>> start

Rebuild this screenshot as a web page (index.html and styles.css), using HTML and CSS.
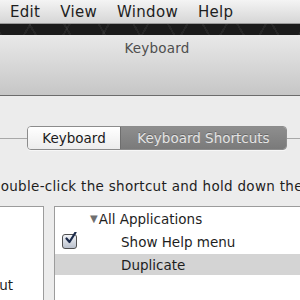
FILE: index.html
```
<!DOCTYPE html>
<html lang="en">
<head>
  <meta charset="UTF-8" />
  <title>Keyboard</title>
  <link rel="stylesheet" href="styles.css">
</head>
<body>
  <div class="menubar">
    <span class="menu-item">Edit</span>
    <span class="menu-item">View</span>
    <span class="menu-item">Window</span>
    <span class="menu-item">Help</span>
  </div>
  <div class="desktop-strip"></div>

  <div class="window">
    <div class="titlebar">Keyboard</div>

    <div class="content">
      <div class="tabs-row">
        <div class="rule rule-left"></div>
        <div class="segmented">
          <span class="segment">Keyboard</span>
          <span class="segment active">Keyboard Shortcuts</span>
        </div>
        <div class="rule"></div>
      </div>

      <p class="hint">Double-click the shortcut and hold down the new keys.</p>

      <div class="panels">
        <div class="panel panel-left">
          <div class="category">Keyboard &amp; Text Input</div>
        </div>
        <div class="panel panel-right">
          <div class="row group">
            <span class="disclosure">▼</span>All Applications
          </div>
          <div class="row">
            <span class="checkbox">
              <svg width="13" height="13" viewBox="0 0 13 13">
                <path d="M2.5 6.5 L5.5 10 L11.5 0.5" fill="none" stroke="#1b2a4a" stroke-width="2.2" stroke-linecap="round" stroke-linejoin="round"/>
              </svg>
            </span>
            <span class="label">Show Help menu</span>
          </div>
          <div class="row selected">
            <span class="label">Duplicate</span>
          </div>
        </div>
      </div>
    </div>
  </div>
</body>
</html>
```

FILE: styles.css
```
* {
  box-sizing: border-box;
}

body {
  margin: 0;
  width: 300px;
  height: 300px;
  overflow: hidden;
  font-family: "DejaVu Sans", sans-serif;
  background: #ececec;
  color: #222;
}

.menubar {
  height: 24px;
  display: flex;
  align-items: center;
  padding-left: 10px;
  gap: 20px;
  font-size: 15px;
  letter-spacing: 0.3px;
  color: #1e1e1e;
  background: linear-gradient(#f4f4f4, #d6d6d6);
  border-bottom: 1px solid #9a9a9a;
}

.desktop-strip {
  height: 11px;
  background:
    repeating-linear-gradient(60deg, rgba(255,255,255,0.05) 0 2px, transparent 2px 30px),
    repeating-linear-gradient(-60deg, rgba(255,255,255,0.05) 0 2px, transparent 2px 34px),
    #1b1b1b;
}

.titlebar {
  height: 61px;
  padding-top: 5px;
  text-align: center;
  font-size: 13.5px;
  letter-spacing: 0.2px;
  color: #4e4e4e;
  padding-left: 14px;
  background: linear-gradient(#e9e9e9, #c6c6c6);
  border-bottom: 1px solid #6c6c6c;
}

.content {
  padding-top: 30px;
}

.tabs-row {
  display: flex;
  align-items: center;
}

.rule {
  flex: 1;
  height: 1px;
  background: #a8a8a8;
}

.rule-left {
  flex: none;
  width: 27px;
}

.segmented {
  display: flex;
  height: 24px;
  border: 1px solid #8c8c8c;
  border-radius: 4px;
  overflow: hidden;
  font-size: 13.5px;
  box-shadow: 0 1px 0 rgba(255,255,255,0.6);
}

.segment {
  display: flex;
  align-items: center;
  justify-content: center;
  width: 92px;
  background: linear-gradient(#ffffff, #ececec);
  color: #1a1a1a;
}

.segment.active {
  width: 166px;
  background: linear-gradient(#8e8e8e, #7a7a7a);
  color: #e4e4e4;
  border-left: 1px solid #6e6e6e;
  text-shadow: 0 -1px 0 rgba(0,0,0,0.25);
}

.hint {
  margin: 28px 0 0 -10px;
  font-size: 13.5px;
  letter-spacing: 0.3px;
  line-height: 16px;
  white-space: nowrap;
  color: #1e1e1e;
}

.panels {
  display: flex;
  gap: 10px;
  margin-top: 12px;
}

.panel {
  height: 120px;
  background: #fff;
  border: 1px solid #9c9c9c;
}

.panel-left {
  flex: none;
  width: 44px;
  border-left: none;
  overflow: hidden;
}

.category {
  display: flex;
  justify-content: flex-end;
  white-space: nowrap;
  padding-right: 30px;
  margin-top: 70px;
  font-size: 13.5px;
  color: #1e1e1e;
}

.panel-right {
  flex: 1;
  border-right: none;
}

.row {
  height: 23px;
  display: flex;
  align-items: center;
  font-size: 13.5px;
  color: #1e1e1e;
  white-space: nowrap;
}

.group {
  padding-left: 35px;
}

.disclosure {
  font-size: 10px;
  color: #6f6f6f;
  margin-right: 1px;
}

.checkbox {
  width: 15px;
  height: 15px;
  margin-left: 7px;
  border: 1px solid #505050;
  border-radius: 3px;
  background: linear-gradient(#f2f4f8, #b9c0cc);
  position: relative;
}

.checkbox svg {
  position: absolute;
  left: 1px;
  top: -3px;
}

.row .label {
  margin-left: 66px;
}

.checkbox + .label {
  margin-left: 44px;
}

.row.selected {
  background: #d4d4d4;
  height: 21px;
  margin-top: 1px;
}
```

>> end

» Task details
In how many lines does the word "styles" appear? Respond with the number alone.

» Answer to this task
3